### YOUR OBJECTIVE
Repeat the lines below exactly as they appear, but leave out the images.
§
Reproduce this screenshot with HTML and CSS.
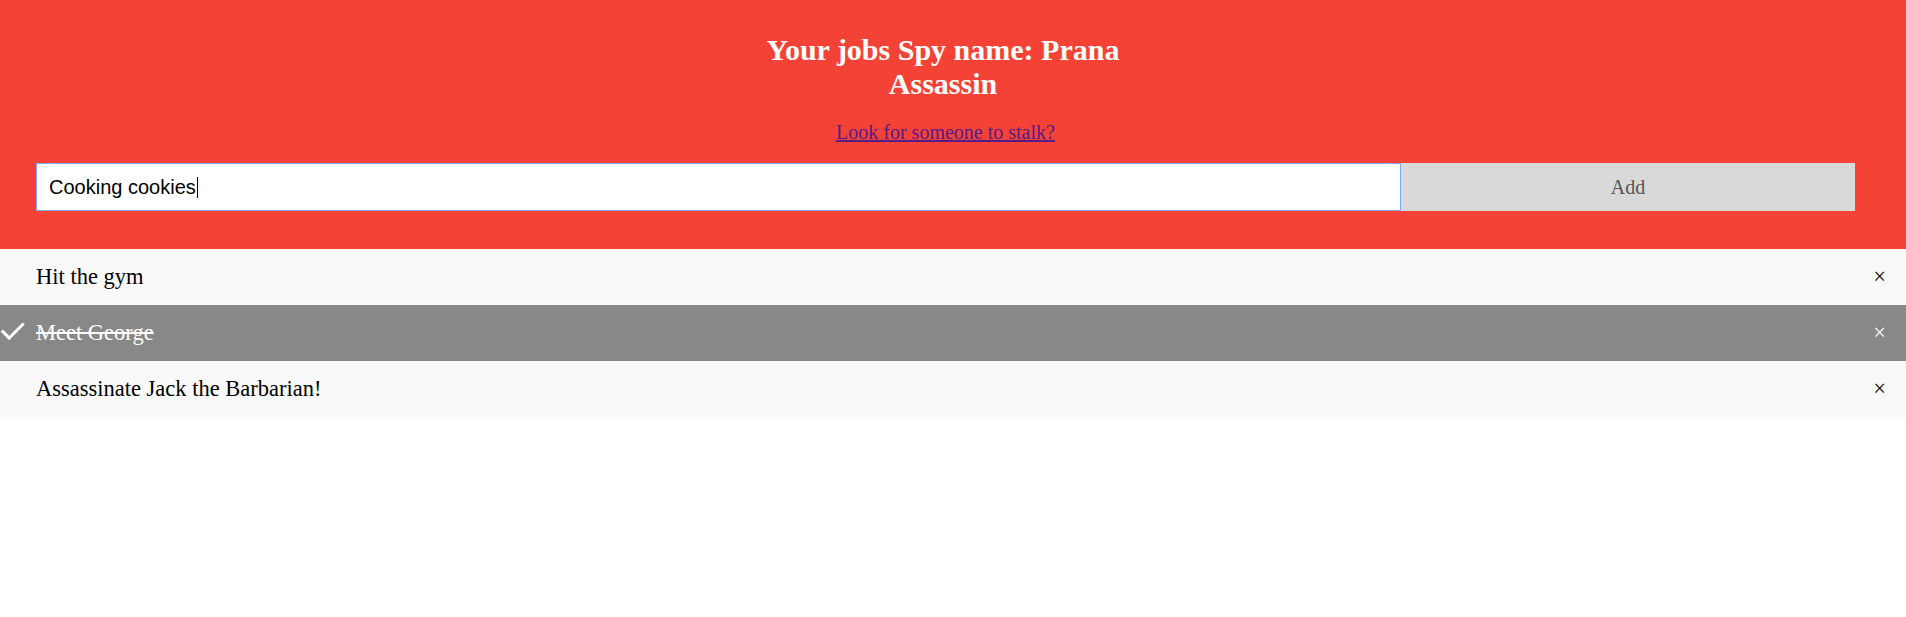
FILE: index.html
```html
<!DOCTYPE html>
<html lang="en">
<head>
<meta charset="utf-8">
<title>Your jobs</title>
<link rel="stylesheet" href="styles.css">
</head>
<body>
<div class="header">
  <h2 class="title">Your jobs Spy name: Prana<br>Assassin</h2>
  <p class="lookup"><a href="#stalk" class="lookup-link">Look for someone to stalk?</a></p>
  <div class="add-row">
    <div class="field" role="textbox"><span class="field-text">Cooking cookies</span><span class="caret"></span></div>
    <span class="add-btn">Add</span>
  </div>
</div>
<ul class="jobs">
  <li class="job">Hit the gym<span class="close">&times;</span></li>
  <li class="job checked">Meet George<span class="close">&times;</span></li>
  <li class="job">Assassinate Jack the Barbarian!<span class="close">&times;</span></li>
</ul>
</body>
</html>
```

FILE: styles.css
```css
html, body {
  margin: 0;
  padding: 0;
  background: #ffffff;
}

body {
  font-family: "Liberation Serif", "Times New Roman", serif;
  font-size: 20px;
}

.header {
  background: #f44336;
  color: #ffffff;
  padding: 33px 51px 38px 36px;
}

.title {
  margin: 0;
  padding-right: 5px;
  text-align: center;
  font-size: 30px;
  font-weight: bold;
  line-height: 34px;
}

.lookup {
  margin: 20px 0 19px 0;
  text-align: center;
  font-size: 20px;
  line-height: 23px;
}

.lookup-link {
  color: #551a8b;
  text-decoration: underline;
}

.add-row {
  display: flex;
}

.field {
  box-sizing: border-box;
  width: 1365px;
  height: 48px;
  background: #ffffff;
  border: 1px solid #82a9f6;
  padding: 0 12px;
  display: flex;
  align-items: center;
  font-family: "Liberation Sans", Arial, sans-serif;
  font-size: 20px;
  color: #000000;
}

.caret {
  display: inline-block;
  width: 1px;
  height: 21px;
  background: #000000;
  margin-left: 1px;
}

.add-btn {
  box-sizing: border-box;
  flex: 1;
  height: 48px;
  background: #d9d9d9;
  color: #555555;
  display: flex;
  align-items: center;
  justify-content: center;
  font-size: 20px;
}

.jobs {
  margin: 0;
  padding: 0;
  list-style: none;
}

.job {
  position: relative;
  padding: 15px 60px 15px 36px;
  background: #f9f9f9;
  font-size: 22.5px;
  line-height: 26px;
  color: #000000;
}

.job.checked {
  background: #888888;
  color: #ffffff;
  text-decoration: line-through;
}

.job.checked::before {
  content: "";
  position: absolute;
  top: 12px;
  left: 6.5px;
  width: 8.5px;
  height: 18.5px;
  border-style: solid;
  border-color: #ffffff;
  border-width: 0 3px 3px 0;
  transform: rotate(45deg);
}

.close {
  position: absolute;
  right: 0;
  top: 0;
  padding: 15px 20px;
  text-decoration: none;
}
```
§
### WRITTEN REPLY
Reproduce this screenshot with HTML and CSS.
FILE: index.html
```html
<!DOCTYPE html>
<html lang="en">
<head>
<meta charset="utf-8">
<title>Your jobs</title>
<link rel="stylesheet" href="styles.css">
</head>
<body>
<div class="header">
  <h2 class="title">Your jobs Spy name: Prana<br>Assassin</h2>
  <p class="lookup"><a href="#stalk" class="lookup-link">Look for someone to stalk?</a></p>
  <div class="add-row">
    <div class="field" role="textbox"><span class="field-text">Cooking cookies</span><span class="caret"></span></div>
    <span class="add-btn">Add</span>
  </div>
</div>
<ul class="jobs">
  <li class="job">Hit the gym<span class="close">&times;</span></li>
  <li class="job checked">Meet George<span class="close">&times;</span></li>
  <li class="job">Assassinate Jack the Barbarian!<span class="close">&times;</span></li>
</ul>
</body>
</html>
```

FILE: styles.css
```css
html, body {
  margin: 0;
  padding: 0;
  background: #ffffff;
}

body {
  font-family: "Liberation Serif", "Times New Roman", serif;
  font-size: 20px;
}

.header {
  background: #f44336;
  color: #ffffff;
  padding: 33px 51px 38px 36px;
}

.title {
  margin: 0;
  padding-right: 5px;
  text-align: center;
  font-size: 30px;
  font-weight: bold;
  line-height: 34px;
}

.lookup {
  margin: 20px 0 19px 0;
  text-align: center;
  font-size: 20px;
  line-height: 23px;
}

.lookup-link {
  color: #551a8b;
  text-decoration: underline;
}

.add-row {
  display: flex;
}

.field {
  box-sizing: border-box;
  width: 1365px;
  height: 48px;
  background: #ffffff;
  border: 1px solid #82a9f6;
  padding: 0 12px;
  display: flex;
  align-items: center;
  font-family: "Liberation Sans", Arial, sans-serif;
  font-size: 20px;
  color: #000000;
}

.caret {
  display: inline-block;
  width: 1px;
  height: 21px;
  background: #000000;
  margin-left: 1px;
}

.add-btn {
  box-sizing: border-box;
  flex: 1;
  height: 48px;
  background: #d9d9d9;
  color: #555555;
  display: flex;
  align-items: center;
  justify-content: center;
  font-size: 20px;
}

.jobs {
  margin: 0;
  padding: 0;
  list-style: none;
}

.job {
  position: relative;
  padding: 15px 60px 15px 36px;
  background: #f9f9f9;
  font-size: 22.5px;
  line-height: 26px;
  color: #000000;
}

.job.checked {
  background: #888888;
  color: #ffffff;
  text-decoration: line-through;
}

.job.checked::before {
  content: "";
  position: absolute;
  top: 12px;
  left: 6.5px;
  width: 8.5px;
  height: 18.5px;
  border-style: solid;
  border-color: #ffffff;
  border-width: 0 3px 3px 0;
  transform: rotate(45deg);
}

.close {
  position: absolute;
  right: 0;
  top: 0;
  padding: 15px 20px;
  text-decoration: none;
}
```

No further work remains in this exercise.